The birthplace of such American heroes as President Abraham Lincoln, frontiersman Kit Carson and boxer Muhammad Ali, the state is the home of the Kentucky Derby -- the top U.S. horse race -- and has rich farmland, coal fields and a growing automobile assembly industry.

"I am proud to be campaigning in Kentucky. Now my opponent said the other day he wasn't coming back so I've got the whole state to myself," Clinton told a "get out the vote" rally at Western Kentucky University in Bowling Green on Sunday.

"You don't tell some states that they can't vote and other states that have already had the opportunity that they're somehow more important," she added.

But some states are more important -- and rarely is Kentucky in that list. A mostly rural, white, and working-class state that voted for President George W. Bush in 2000 and 2004, Kentucky is considered reliably Republican and is unlikely to be seriously contested by Democrats in November.

Its significance has come down to just how big a victory Clinton can achieve in Tuesday's primary to bolster her argument that she is the preferred candidate of the nation's middle-class heartland voter.

MARGIN OF CLINTON VICTORY

"It's pretty clear that Clinton is going to win.

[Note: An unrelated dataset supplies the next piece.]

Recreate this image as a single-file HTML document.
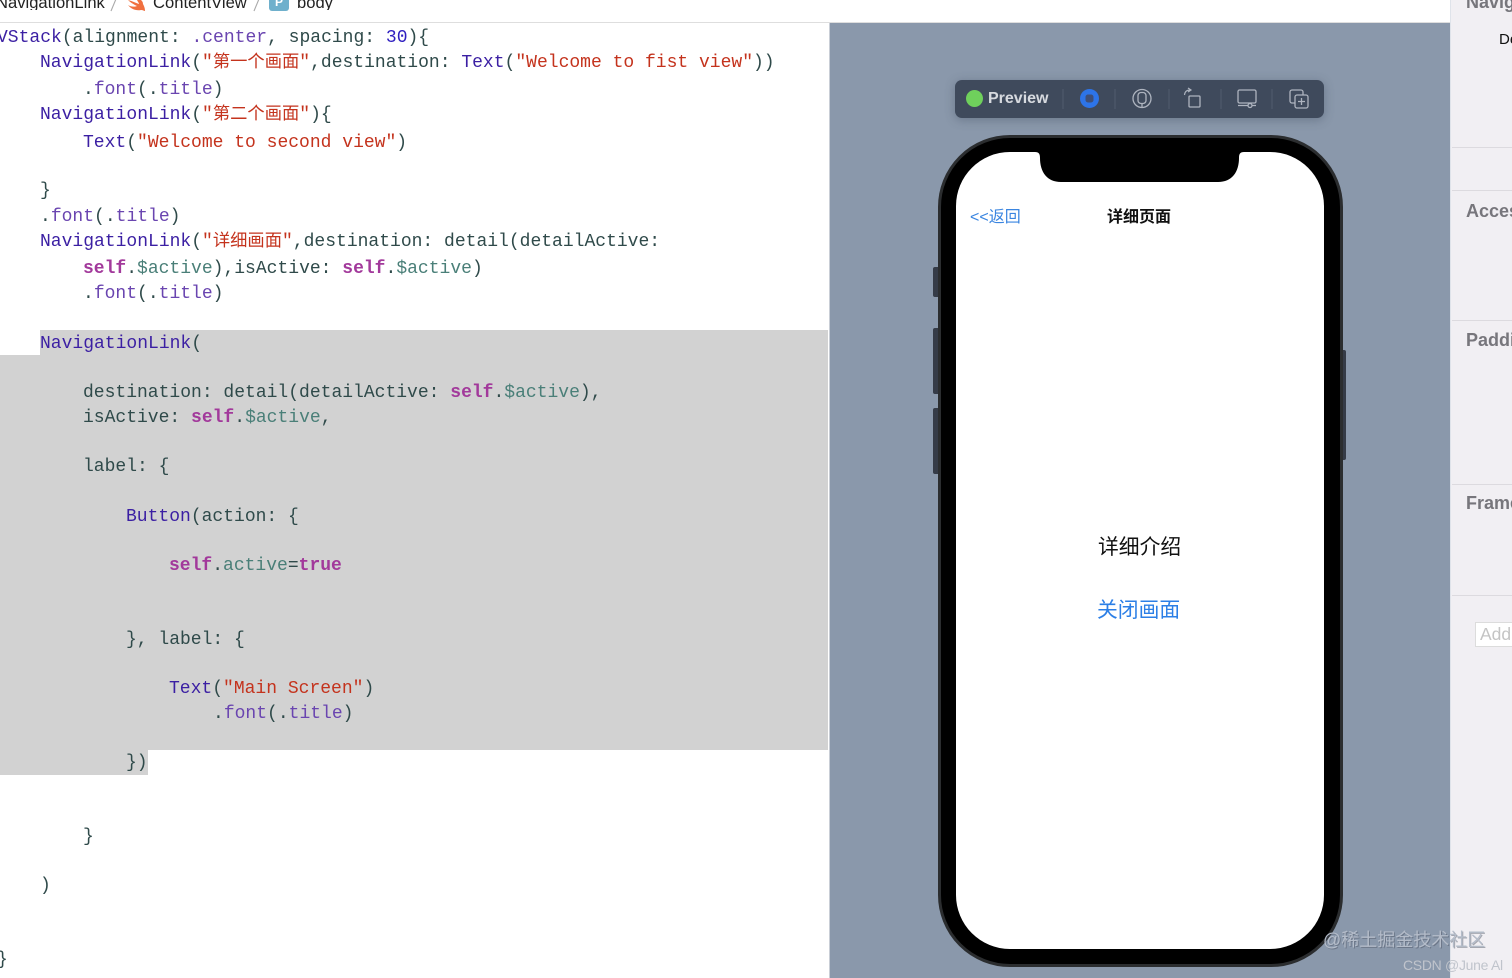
<!DOCTYPE html>
<html><head><meta charset="utf-8"><style>
html,body{margin:0;padding:0;width:1512px;height:978px;overflow:hidden;background:#fff}
body{position:relative;font-family:"Liberation Sans","Noto Sans CJK SC",sans-serif}
#w{position:absolute;left:0;top:0;width:1512px;height:978px;filter:blur(.35px);overflow:hidden}
.a{position:absolute}
.l{position:absolute;margin-top:1px;font:18px/24px "Liberation Mono","Noto Sans CJK SC",monospace;white-space:pre;color:#2f4a4a}
.l i{font-style:normal;font-size:17.3px}
.b{color:#3b1fa3}.p{color:#6a45b0}.s{color:#c4331d}.k{color:#a2399b;font-weight:bold}.v{color:#4a7f78}.n{color:#2f1fc0}.d{color:#1f1f1f}
.h{position:absolute;background:#d2d2d2}
.sec{position:absolute;left:1466px;font-size:18px;font-weight:bold;color:#77767c;line-height:20px;white-space:nowrap}
.hr{position:absolute;left:1452px;width:60px;height:1px;background:#dcdadf}
</style></head><body><div id="w">
<div class="a" style="left:0;top:22px;width:1450px;height:1px;background:#dedede"></div>
<div class="a" style="left:0;top:-6px;font-size:16.600px;line-height:18px;color:#222;white-space:nowrap;width:1440px;height:16px;overflow:hidden"><span class="a" style="left:-4px;top:0">NavigationLink</span><span class="a" style="left:153px;top:0">ContentView</span><span class="a" style="left:297px;top:0">body</span></div>
<svg class="a" style="left:105px;top:0" width="160" height="12" viewBox="0 0 160 12" fill="none" stroke="#aaa" stroke-width="1.100"><path d="M6 11L11 -1M149 11L154 -1"/></svg>
<svg class="a" style="left:126px;top:0" width="20" height="11" viewBox="0 0 20 11"><path d="M2 0 C5 3 9 5 11 6 C9 7 5 7 2 5 C5 9 10 11 15 10 C17 10 18 11 19 11 C19 8 18 6 17 4 C17 2 16 1 15 0 L11 0 C12 2 13 3 13 4 C10 3 6 1 2 0Z" fill="#f0703f"/></svg>
<div class="a" style="left:269px;top:-6px;width:20px;height:17px;border-radius:3px;background:#6fb0cc;color:#fff;font-size:12px;font-weight:bold;text-align:center;line-height:17px">P</div>

<div class="h" style="left:40px;top:330px;width:788px;height:25px"></div>
<div class="h" style="left:0;top:355px;width:828px;height:395px"></div>
<div class="h" style="left:0;top:750px;width:148px;height:25px"></div>

<div class="l" style="left:-3px;top:25px"><span class="b">VStack</span>(alignment: <span class="p">.center</span>, spacing: <span class="n">30</span>){</div>
<div class="l" style="left:40px;top:50px"><span class="b">NavigationLink</span>(<span class="s">"<i>第一个画面</i>"</span>,destination: <span class="b">Text</span>(<span class="s">"Welcome to fist view"</span>))</div>
<div class="l" style="left:83px;top:77px">.<span class="p">font</span>(.<span class="p">title</span>)</div>
<div class="l" style="left:40px;top:102px"><span class="b">NavigationLink</span>(<span class="s">"<i>第二个画面</i>"</span>){</div>
<div class="l" style="left:83px;top:130px"><span class="b">Text</span>(<span class="s">"Welcome to second view"</span>)</div>
<div class="l" style="left:40px;top:178px">}</div>
<div class="l" style="left:40px;top:204px">.<span class="p">font</span>(.<span class="p">title</span>)</div>
<div class="l" style="left:40px;top:229px"><span class="b">NavigationLink</span>(<span class="s">"<i>详细画面</i>"</span>,destination: detail(detailActive:</div>
<div class="l" style="left:83px;top:256px"><span class="k">self</span>.<span class="v">$active</span>),isActive: <span class="k">self</span>.<span class="v">$active</span>)</div>
<div class="l" style="left:83px;top:281px">.<span class="p">font</span>(.<span class="p">title</span>)</div>
<div class="l" style="left:40px;top:331px"><span class="b">NavigationLink</span>(</div>
<div class="l" style="left:83px;top:380px">destination: detail(detailActive: <span class="k">self</span>.<span class="v">$active</span>),</div>
<div class="l" style="left:83px;top:405px">isActive: <span class="k">self</span>.<span class="v">$active</span>,</div>
<div class="l" style="left:83px;top:454px">label: {</div>
<div class="l" style="left:126px;top:504px"><span class="b">Button</span>(action: {</div>
<div class="l" style="left:169px;top:553px"><span class="k">self</span>.<span class="v">active</span>=<span class="k">true</span></div>
<div class="l" style="left:126px;top:627px">}, label: {</div>
<div class="l" style="left:169px;top:676px"><span class="b">Text</span>(<span class="s">"Main Screen"</span>)</div>
<div class="l" style="left:213px;top:701px">.<span class="p">font</span>(.<span class="p">title</span>)</div>
<div class="l" style="left:126px;top:750px">})</div>
<div class="l" style="left:83px;top:824px">}</div>
<div class="l" style="left:40px;top:873px">)</div>
<div class="l" style="left:-3px;top:947px">}</div>

<div class="a" style="left:829px;top:23px;width:621px;height:955px;background:#8a98ab;border-left:1px solid #c9ced6;box-sizing:border-box"></div>
<div class="a" style="left:1450px;top:0;width:62px;height:978px;background:#f1eff3;border-left:1px solid #dfe3ea;box-sizing:border-box"></div>
<div class="hr" style="top:147px"></div><div class="hr" style="top:190px"></div><div class="hr" style="top:320px"></div><div class="hr" style="top:484px"></div><div class="hr" style="top:595px"></div>
<div class="sec" style="top:-8px">Navig</div>
<div class="a" style="left:1499px;top:31px;font-size:15px;line-height:18px;color:#111">De</div>
<div class="sec" style="top:201px">Acces</div>
<div class="sec" style="top:330px">Paddi</div>
<div class="sec" style="top:493px">Frame</div>
<div class="a" style="left:1475px;top:622px;width:40px;height:25px;background:#fff;border:1px solid #dcdcdc;border-right:0;box-sizing:border-box;font-size:17.500px;line-height:23px;color:#c4c4c4;padding-left:4px;overflow:hidden;white-space:nowrap">Add</div>

<div class="a" style="left:955px;top:80px;width:369px;height:38px;background:#3f4a5c;border-radius:7px;box-shadow:0 2px 10px rgba(50,60,80,.35)"></div>
<div class="a" style="left:966px;top:90px;width:17px;height:17px;border-radius:50%;background:#6fd05c"></div>
<div class="a" style="left:988px;top:89px;font-size:16px;line-height:20px;color:#e8eaee;font-weight:bold;opacity:.9">Preview</div>
<svg class="a" style="left:955px;top:80px" width="369" height="38" viewBox="0 0 369 38" fill="none" stroke="#aeb4bf" stroke-width="1.300">
<g stroke="#515c6e" stroke-width="1"><path d="M108 9V29M160 9V29M214 9V29M266 9V29M317 9V29"/></g>
<circle cx="134.500" cy="18.500" r="9.500" fill="#2d74e8" stroke="none"/><rect x="130.500" y="14.500" width="8" height="8" rx="2.500" fill="#3f4f78" stroke="none"/>
<circle cx="187" cy="18.500" r="9"/><rect x="183" y="12.500" width="8" height="11" rx="3"/><path d="M187 23.500V27.500"/>
<rect x="234" y="16" width="11" height="11" rx="1"/><path d="M229.500 15C230 11 232 10 236 10M233 8L236 10L233 12" stroke-width="1.200"/>
<rect x="283" y="10" width="18" height="13" rx="1.500"/><path d="M283 25.500H301"/><circle cx="295" cy="25.500" r="2" fill="#3f4a5c"/>
<rect x="335" y="10" width="13" height="13" rx="2"/><rect x="340" y="15" width="13" height="13" rx="2" fill="#3f4a5c"/><path d="M346.500 18V25M343 21.500H350"/>
</svg>

<div class="a" style="left:933px;top:267px;width:5px;height:30px;background:#353b47;border-radius:2px 0 0 2px"></div>
<div class="a" style="left:933px;top:328px;width:5px;height:66px;background:#353b47;border-radius:2px 0 0 2px"></div>
<div class="a" style="left:933px;top:408px;width:5px;height:66px;background:#353b47;border-radius:2px 0 0 2px"></div>
<div class="a" style="left:1343px;top:350px;width:3px;height:110px;background:#353b47;border-radius:0 2px 2px 0"></div>
<div class="a" style="left:938px;top:135px;width:405px;height:832px;box-sizing:border-box;background:#000;border-radius:72px;border:3px solid #2b2d2f"></div>
<div class="a" style="left:956px;top:152px;width:368px;height:797px;background:#fff;border-radius:54px"></div>
<svg class="a" style="left:1030px;top:150px" width="219" height="34" viewBox="0 0 219 34"><path d="M0 0H219V2H214C210 2 209 4 209 8C209 22 202 32 188 32H31C17 32 10 22 10 8C10 4 9 2 5 2H0Z" fill="#000"/></svg>
<div class="a" style="left:970px;top:208px;font-size:16px;line-height:19px;color:#3a85e0;white-space:nowrap">&lt;&lt;返回</div>
<div class="a" style="left:1107px;top:208px;font-size:16px;line-height:20px;font-weight:bold;color:#111;white-space:nowrap">详细页面</div>
<div class="a" style="left:1098px;top:534px;font-size:20.800px;line-height:28px;color:#111;white-space:nowrap">详细介绍</div>
<div class="a" style="left:1097px;top:597px;font-size:20.800px;line-height:28px;color:#2c7fe6;white-space:nowrap">关闭画面</div>

<div class="a" style="left:1323px;top:929px;font-size:18px;line-height:23px;color:#b4bcc9;text-shadow:1px 1px 0 rgba(70,80,95,.45);white-space:nowrap">@稀土掘金技术社区</div>
<div class="a" style="left:1403px;top:957px;font-size:14px;line-height:17px;color:#c0c4cc;white-space:nowrap;letter-spacing:-.3px">CSDN @June Al</div>
</div></body></html>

The real issue is going to be the margin of victory. If (Obama) gets the margin to under 25 percentage points, his people will be happy," said Donald Gross, a political science professor at the University of Kentucky.

A huge win by Clinton could give the New York senator a high note on which to end her campaign, after which Democrat leaders hope she will work with Obama to reunite the party.

That Kentucky has any importance at all is a surprise. Most people expected the race to be sewn up by one of the candidates, as it was for the Republican party and its presumptive nominee, Arizona Sen. John McCain.

Laura Mester, 46, a huge Clinton fan, spent Saturday making phone calls for Clinton's campaign in Covington, while her 9-year-old son Adrian made campaign signs. They were both out at the candidate's weekend rally, hoping to get a photo.

Even Mester is surprised she got the chance to help the campaign, confessing she'd only been a volunteer for a week and a half. She said voters she spoke to during her telephone effort were also taken aback that the election had lasted long enough for Kentucky to have a say.

"Many people were excited that their vote mattered," Mester said, adding that the people she spoke to were about "half and half" split between Clinton and Obama.

A random sampling of diners at a restaurant in Edgewood, Kentucky, found support for both Obama and Clinton -- and even several undecided Democrats.

"I've sort of always been a Hillary supporter but I like Obama's vision, charisma, and his equanimity. He's unflappable," said retired teacher Marsha DeWitt, 61. "But I am concerned he doesn't have enough economic and international experience because of his youth."

But Sean Dempsey, an English major at University of Louisville, said he's backing Obama all the way.

"He's smart, young, not deeply enough into politics to be cynical," said Dempsey, 21. "I don't really like Hillary Clinton at all."